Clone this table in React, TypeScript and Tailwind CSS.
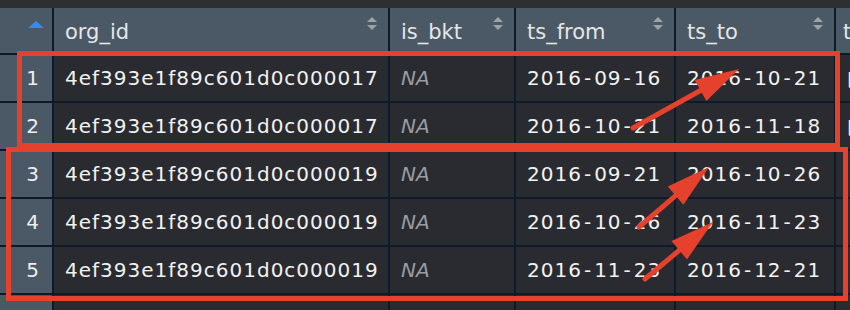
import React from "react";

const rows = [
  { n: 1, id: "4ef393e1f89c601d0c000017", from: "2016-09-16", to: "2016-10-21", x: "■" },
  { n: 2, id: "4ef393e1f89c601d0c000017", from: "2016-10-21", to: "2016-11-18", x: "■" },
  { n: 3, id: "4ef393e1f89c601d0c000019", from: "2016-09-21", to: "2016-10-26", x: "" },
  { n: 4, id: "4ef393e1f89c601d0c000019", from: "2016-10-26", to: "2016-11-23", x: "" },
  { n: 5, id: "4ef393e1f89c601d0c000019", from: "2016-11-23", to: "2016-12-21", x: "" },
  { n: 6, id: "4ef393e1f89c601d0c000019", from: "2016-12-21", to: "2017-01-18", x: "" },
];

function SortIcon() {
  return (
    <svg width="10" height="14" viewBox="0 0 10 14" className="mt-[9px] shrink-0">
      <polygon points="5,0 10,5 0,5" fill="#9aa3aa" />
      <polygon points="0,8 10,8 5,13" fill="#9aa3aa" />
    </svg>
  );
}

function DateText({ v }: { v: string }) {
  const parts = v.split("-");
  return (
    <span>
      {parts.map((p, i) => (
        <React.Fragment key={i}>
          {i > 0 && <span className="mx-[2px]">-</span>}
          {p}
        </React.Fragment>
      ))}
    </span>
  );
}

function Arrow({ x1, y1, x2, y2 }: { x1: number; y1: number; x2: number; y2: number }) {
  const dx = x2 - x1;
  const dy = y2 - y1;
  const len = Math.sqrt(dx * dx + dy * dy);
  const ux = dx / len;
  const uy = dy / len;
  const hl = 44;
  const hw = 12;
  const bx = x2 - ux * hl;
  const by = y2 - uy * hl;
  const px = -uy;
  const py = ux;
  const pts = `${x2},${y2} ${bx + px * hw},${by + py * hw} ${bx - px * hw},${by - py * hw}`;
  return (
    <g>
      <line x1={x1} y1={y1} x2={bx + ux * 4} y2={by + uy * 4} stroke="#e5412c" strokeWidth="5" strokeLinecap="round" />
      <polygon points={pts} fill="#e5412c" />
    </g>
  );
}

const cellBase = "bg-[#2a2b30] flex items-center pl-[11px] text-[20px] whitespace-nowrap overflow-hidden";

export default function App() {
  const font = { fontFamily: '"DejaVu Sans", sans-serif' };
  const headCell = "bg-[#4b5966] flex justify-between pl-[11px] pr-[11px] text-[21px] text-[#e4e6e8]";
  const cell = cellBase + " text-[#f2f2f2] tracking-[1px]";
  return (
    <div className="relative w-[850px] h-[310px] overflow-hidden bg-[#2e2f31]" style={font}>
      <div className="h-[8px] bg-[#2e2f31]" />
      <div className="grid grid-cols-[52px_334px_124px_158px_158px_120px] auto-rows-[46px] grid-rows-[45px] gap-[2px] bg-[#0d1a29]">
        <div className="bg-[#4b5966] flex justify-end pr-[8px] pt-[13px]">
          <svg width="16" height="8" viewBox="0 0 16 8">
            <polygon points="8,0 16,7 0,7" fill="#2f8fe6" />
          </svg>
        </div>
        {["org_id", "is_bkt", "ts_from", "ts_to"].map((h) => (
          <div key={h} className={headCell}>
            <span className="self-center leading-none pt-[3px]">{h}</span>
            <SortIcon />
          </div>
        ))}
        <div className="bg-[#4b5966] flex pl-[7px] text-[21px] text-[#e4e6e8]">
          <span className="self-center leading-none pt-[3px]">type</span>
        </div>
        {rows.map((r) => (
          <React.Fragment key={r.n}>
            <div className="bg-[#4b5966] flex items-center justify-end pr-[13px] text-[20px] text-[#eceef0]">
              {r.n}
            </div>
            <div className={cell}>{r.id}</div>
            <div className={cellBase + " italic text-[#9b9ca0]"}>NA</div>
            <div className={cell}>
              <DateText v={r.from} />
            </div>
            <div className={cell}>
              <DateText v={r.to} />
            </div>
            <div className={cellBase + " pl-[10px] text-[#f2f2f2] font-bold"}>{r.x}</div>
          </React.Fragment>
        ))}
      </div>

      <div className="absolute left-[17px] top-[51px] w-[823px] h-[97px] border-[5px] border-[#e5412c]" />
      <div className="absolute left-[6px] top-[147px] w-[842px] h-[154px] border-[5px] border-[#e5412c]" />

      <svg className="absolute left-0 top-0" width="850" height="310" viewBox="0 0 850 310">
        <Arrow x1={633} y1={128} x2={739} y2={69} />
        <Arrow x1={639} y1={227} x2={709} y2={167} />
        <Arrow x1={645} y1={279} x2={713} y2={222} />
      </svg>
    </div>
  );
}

==

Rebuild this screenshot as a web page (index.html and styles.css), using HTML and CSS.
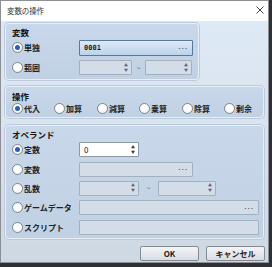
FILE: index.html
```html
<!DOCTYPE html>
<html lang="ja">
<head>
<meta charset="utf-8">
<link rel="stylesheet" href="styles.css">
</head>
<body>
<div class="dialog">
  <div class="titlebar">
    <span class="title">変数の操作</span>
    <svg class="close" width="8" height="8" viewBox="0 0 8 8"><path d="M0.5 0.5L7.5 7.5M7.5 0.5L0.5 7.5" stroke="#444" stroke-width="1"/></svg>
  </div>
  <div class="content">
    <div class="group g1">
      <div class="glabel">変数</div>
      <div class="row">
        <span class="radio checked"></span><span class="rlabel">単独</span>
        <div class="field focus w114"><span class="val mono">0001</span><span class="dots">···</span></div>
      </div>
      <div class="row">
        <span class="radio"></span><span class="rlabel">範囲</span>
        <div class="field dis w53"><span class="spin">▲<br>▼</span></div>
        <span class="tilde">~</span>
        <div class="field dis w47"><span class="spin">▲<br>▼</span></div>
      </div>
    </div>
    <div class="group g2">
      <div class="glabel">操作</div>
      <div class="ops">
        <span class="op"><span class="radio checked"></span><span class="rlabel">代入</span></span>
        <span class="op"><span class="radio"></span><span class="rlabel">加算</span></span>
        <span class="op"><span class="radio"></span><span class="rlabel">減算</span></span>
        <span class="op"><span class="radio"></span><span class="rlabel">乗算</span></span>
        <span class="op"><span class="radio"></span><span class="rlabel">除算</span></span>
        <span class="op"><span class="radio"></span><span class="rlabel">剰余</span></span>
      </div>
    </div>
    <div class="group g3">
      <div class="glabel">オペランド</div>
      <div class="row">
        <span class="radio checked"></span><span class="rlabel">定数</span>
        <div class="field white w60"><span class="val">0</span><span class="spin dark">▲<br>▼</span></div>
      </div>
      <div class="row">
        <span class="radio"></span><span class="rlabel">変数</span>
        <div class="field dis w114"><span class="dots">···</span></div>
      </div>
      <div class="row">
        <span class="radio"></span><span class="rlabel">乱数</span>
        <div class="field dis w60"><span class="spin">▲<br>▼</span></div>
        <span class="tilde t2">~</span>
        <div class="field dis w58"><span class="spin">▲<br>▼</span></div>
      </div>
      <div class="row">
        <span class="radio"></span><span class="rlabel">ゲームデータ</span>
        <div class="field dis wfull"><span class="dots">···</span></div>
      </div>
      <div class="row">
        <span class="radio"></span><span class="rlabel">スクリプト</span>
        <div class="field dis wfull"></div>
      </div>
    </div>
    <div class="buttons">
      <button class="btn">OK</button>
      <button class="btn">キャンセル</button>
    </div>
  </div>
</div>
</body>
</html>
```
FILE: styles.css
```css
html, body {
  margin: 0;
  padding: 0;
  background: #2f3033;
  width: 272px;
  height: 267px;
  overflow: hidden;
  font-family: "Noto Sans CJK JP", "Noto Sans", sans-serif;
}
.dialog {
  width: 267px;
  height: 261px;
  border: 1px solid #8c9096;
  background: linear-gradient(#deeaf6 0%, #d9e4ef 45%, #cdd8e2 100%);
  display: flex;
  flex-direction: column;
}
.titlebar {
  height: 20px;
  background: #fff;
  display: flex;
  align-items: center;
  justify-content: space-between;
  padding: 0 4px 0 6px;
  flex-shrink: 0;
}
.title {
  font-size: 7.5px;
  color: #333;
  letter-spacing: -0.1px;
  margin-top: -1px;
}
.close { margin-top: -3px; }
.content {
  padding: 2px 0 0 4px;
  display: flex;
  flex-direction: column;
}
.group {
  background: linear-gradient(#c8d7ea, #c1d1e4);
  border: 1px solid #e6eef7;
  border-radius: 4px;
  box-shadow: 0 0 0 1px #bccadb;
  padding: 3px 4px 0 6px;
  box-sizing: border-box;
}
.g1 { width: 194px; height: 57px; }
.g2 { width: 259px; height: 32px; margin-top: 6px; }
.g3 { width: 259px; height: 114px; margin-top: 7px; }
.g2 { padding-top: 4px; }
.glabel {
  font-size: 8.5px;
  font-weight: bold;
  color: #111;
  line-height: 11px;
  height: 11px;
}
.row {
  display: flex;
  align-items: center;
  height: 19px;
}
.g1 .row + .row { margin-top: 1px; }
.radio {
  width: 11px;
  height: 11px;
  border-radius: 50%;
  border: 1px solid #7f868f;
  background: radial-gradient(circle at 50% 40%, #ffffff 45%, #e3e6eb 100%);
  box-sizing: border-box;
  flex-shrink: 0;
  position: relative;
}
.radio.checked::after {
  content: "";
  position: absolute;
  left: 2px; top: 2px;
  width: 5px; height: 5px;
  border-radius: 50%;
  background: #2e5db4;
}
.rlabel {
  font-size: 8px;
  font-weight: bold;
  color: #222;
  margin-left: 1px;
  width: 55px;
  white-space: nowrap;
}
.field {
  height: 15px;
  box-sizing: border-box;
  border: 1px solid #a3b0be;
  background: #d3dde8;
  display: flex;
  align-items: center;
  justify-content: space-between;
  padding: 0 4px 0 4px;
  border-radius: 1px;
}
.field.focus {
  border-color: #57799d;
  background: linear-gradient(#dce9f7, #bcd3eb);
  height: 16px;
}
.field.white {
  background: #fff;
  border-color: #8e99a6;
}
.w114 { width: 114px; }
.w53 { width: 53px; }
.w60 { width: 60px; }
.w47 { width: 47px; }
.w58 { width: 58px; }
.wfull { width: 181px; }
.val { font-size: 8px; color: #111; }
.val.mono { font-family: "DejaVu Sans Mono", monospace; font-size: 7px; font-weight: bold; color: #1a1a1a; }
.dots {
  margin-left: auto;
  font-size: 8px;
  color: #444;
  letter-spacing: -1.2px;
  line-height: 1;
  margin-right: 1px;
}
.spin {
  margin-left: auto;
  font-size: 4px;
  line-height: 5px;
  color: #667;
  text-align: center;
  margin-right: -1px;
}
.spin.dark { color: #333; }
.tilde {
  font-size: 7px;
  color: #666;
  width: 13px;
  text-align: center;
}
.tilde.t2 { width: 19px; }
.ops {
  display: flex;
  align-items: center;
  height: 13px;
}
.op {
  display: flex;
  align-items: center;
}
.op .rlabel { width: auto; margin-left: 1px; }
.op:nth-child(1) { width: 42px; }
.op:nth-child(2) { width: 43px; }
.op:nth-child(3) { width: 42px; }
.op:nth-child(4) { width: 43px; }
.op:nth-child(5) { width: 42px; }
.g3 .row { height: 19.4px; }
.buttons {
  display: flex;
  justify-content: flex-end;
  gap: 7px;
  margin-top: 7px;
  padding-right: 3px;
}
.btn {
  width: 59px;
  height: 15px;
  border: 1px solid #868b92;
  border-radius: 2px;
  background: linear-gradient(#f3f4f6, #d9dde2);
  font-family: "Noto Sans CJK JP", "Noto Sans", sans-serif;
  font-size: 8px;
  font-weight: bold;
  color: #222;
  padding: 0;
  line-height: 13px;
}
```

* * *

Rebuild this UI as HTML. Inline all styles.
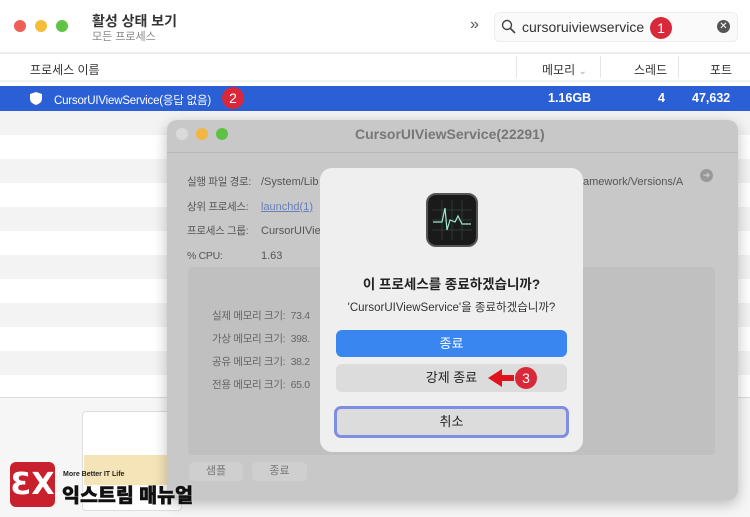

→ DIRECTIONS FOR THIS TASK: Copy each line of the listing in which the word "index" can be found.

→ EXERCISE OUTPUT:
Rebuild this screenshot as a web page (index.html and styles.css), using HTML and CSS.
FILE: index.html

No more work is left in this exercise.